Pagi-pagi sekali, dalam usaha saya dengan ibu
saya untuk menghidupkan dapur rumah kami, tiba-tiba ibu saya memulai
percakapan mengenai salah satu teman lama saya, yang kini katanya telah
hidup berumah tangga. Teman saya ini, yang semenjak saya masih belajar
membaca telah menjadi teman duet saya dalam segala permainan
kanak-kanak, telah memiliki momongan yang umurnya lebih dari setengah
umur kuliah saya di kota mimpi. Saya yang baru mendengar kabar ini pun
kaget. Saya baru ngeh, ternyata inilah jawaban dari sukar ditemukannya
teman saya yang satu ini, baik dari pintu rumahnya yang selalu tertutup
dan berpagar tak ramah, maupun dari jejaring sosial yang kerap saya
gunakan untuk mencari teman saya itu.
Sore hari, ketika
menyusuri waktu dimana matahari berbatasan dengan malam, saya dan
teman-teman saya terdampar di sebuah toko roti di pinggir jalan. Kami
duduk berdampingan fisik, dengan hati yang kini mulai berjauhan. Tidak ada yang
kami lakukan, kecuali sibuk dengan gadget masing-masing dan sesekali
melontarkan percakapan kaku. Tidak jelas memang. Dan dalam
ketidakjelasan itu masing-masing dari kami mencoba untuk menemukan
tujuan dari pertemuan ini. Teman-teman saya pun mendapatkan satu topik
untuk diobrolkan. Namun, jarak saya yang terlampau jauh membuat saya
menjadi satu-satunya orang yang banyak diam hari itu. Apa lagi kalau
bukan karena saya yang kurang mengerti isi dari percakapan mereka.
Bahkan terkadang saya merasa sedikit asing dengan bahasa percakapan di
kota lama saya ini. Apakah saya sudah terlalu terikat dengan kota mimpi?
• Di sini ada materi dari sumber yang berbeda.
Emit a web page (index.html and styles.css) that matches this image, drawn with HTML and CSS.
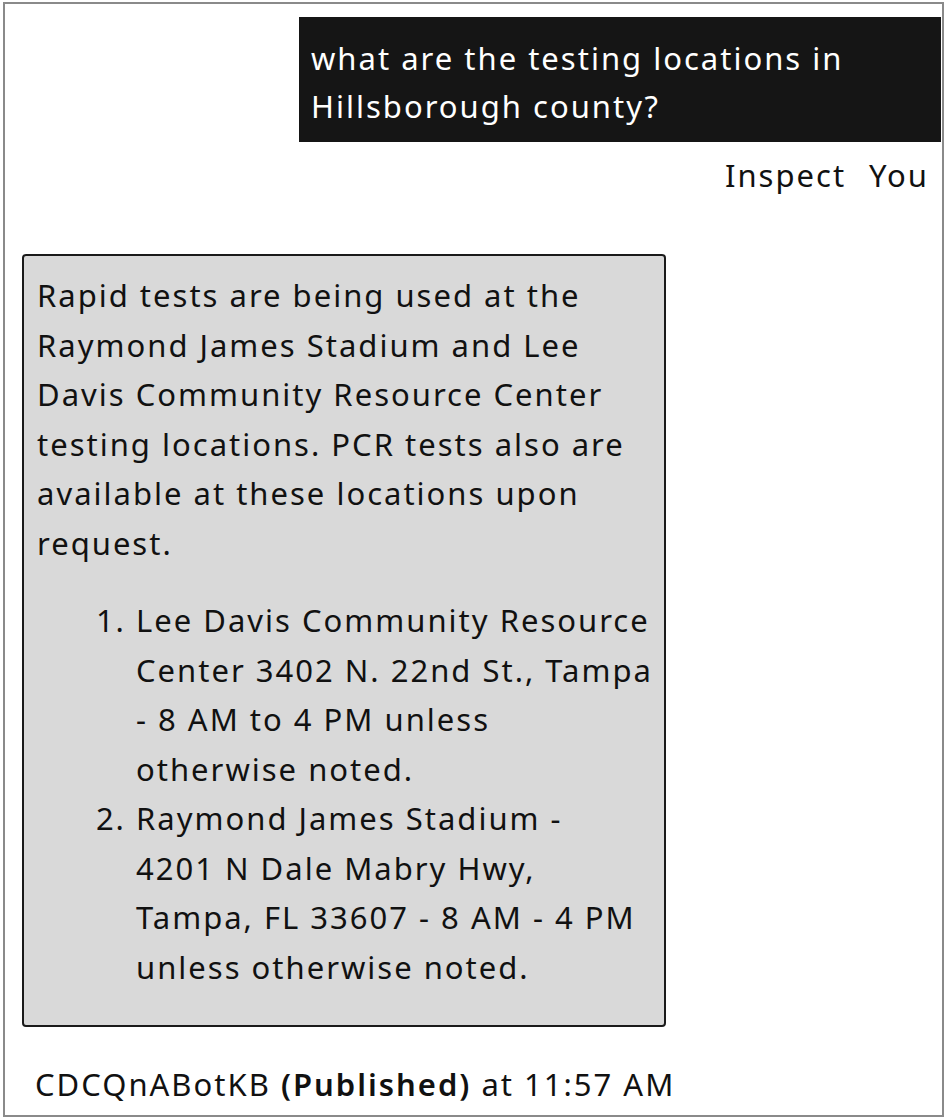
FILE: index.html
```html
<!DOCTYPE html>
<html>
<head>
<meta charset="utf-8">
<link rel="stylesheet" href="styles.css">
</head>
<body>
<div class="frame">
  <div class="user-row">
    <div class="user-bubble">what are the testing locations in Hillsborough county?</div>
  </div>
  <div class="user-meta"><span>Inspect</span><span>You</span></div>
  <div class="bot-bubble">
    <p>Rapid tests are being used at the Raymond James Stadium and Lee Davis Community Resource Center testing locations. PCR tests also are available at these locations upon request.</p>
    <ol>
      <li>Lee Davis Community Resource Center 3402 N. 22nd St., Tampa - 8 AM to 4 PM unless otherwise noted.</li>
      <li>Raymond James Stadium - 4201&nbsp;N Dale Mabry Hwy, Tampa, FL 33607 - 8 AM - 4 PM unless otherwise noted.</li>
    </ol>
  </div>
  <div class="bot-meta">CDCQnABotKB <b>(Published)</b> at 11:57 AM</div>
</div>
</body>
</html>
```
FILE: styles.css
```css
html, body {
  margin: 0;
  padding: 0;
  background: #fff;
}
body {
  font-family: "Noto Sans", "Open Sans", sans-serif;
  font-size: 31px;
  letter-spacing: 2px;
  color: #111;
}
.frame {
  box-sizing: border-box;
  margin: 2px 1px 0 3px;
  height: 1115px;
  border: 2px solid #8a8a8a;
  display: flex;
  flex-direction: column;
}
.user-row {
  display: flex;
  justify-content: flex-end;
  padding: 13px 1px 0 0;
}
.user-bubble {
  box-sizing: border-box;
  width: 642px;
  height: 125px;
  background: #151515;
  color: #fff;
  padding: 17px 8px 17px 12px;
  line-height: 48px;
}
.user-meta {
  display: flex;
  justify-content: flex-end;
  gap: 23px;
  padding: 9px 13px 0 0;
  line-height: 48px;
}
.bot-bubble {
  box-sizing: border-box;
  margin: 55px 0 0 17px;
  width: 644px;
  height: 773px;
  background: #d9d9d9;
  border: 2px solid #1a1a1a;
  border-radius: 4px;
  padding: 15px 6px 15px 13px;
  line-height: 49.5px;
}
.bot-bubble p {
  margin: 0;
}
.bot-bubble ol {
  margin: 28px 0 0;
  padding-left: 99px;
}
.bot-meta {
  padding: 33px 0 0 30px;
  line-height: 48px;
}
.bot-meta b {
  font-weight: 600;
}
```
Ternyata perantauan saya ke kota mimpi sanggup untuk menceraiberaikan kehidupan di kota lama saya. Hati saya masih tertinggal di sini, namun belum tertata kembali untuk menyamai pikiran-pikiran yang telah berkembang berlainan arah dengan saya. Menyebalkan, jujur saja, ketika saya menjadi orang yang tiba-tiba banyak diam dan baru berbicara ketika ditanya. Teman-teman saya itu memang sering bertanya, terutama mengenai kehidupan saya di kota mimpi. Ah, tak tahukah mereka bahwa dengan kepulangan ini justru saya ingin membunuh kepenatan dari kota mimpi, bukannya malah mengenangnya kembali dalam setiap jawaban yang mau tak mau harus saya lontarkan.
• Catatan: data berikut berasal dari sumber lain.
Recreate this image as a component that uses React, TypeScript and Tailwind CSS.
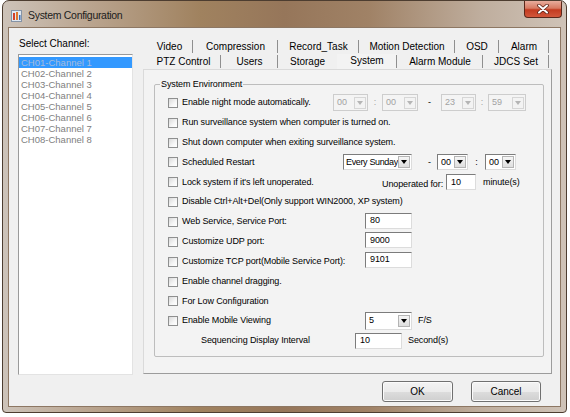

Semuanya masih terdiam dalam gradasi perubahan dan ketidakberubahan. Kota lama saya masih sama, begitu pula dengan hati saya. Hanya saja, arah percakapan ini telah mulai berubah tak sama. Apakah ini karena jarak, yang juga turut membedakan arah pertumbuhan kedewasaan, dengan saya yang agak tertinggal di belakang.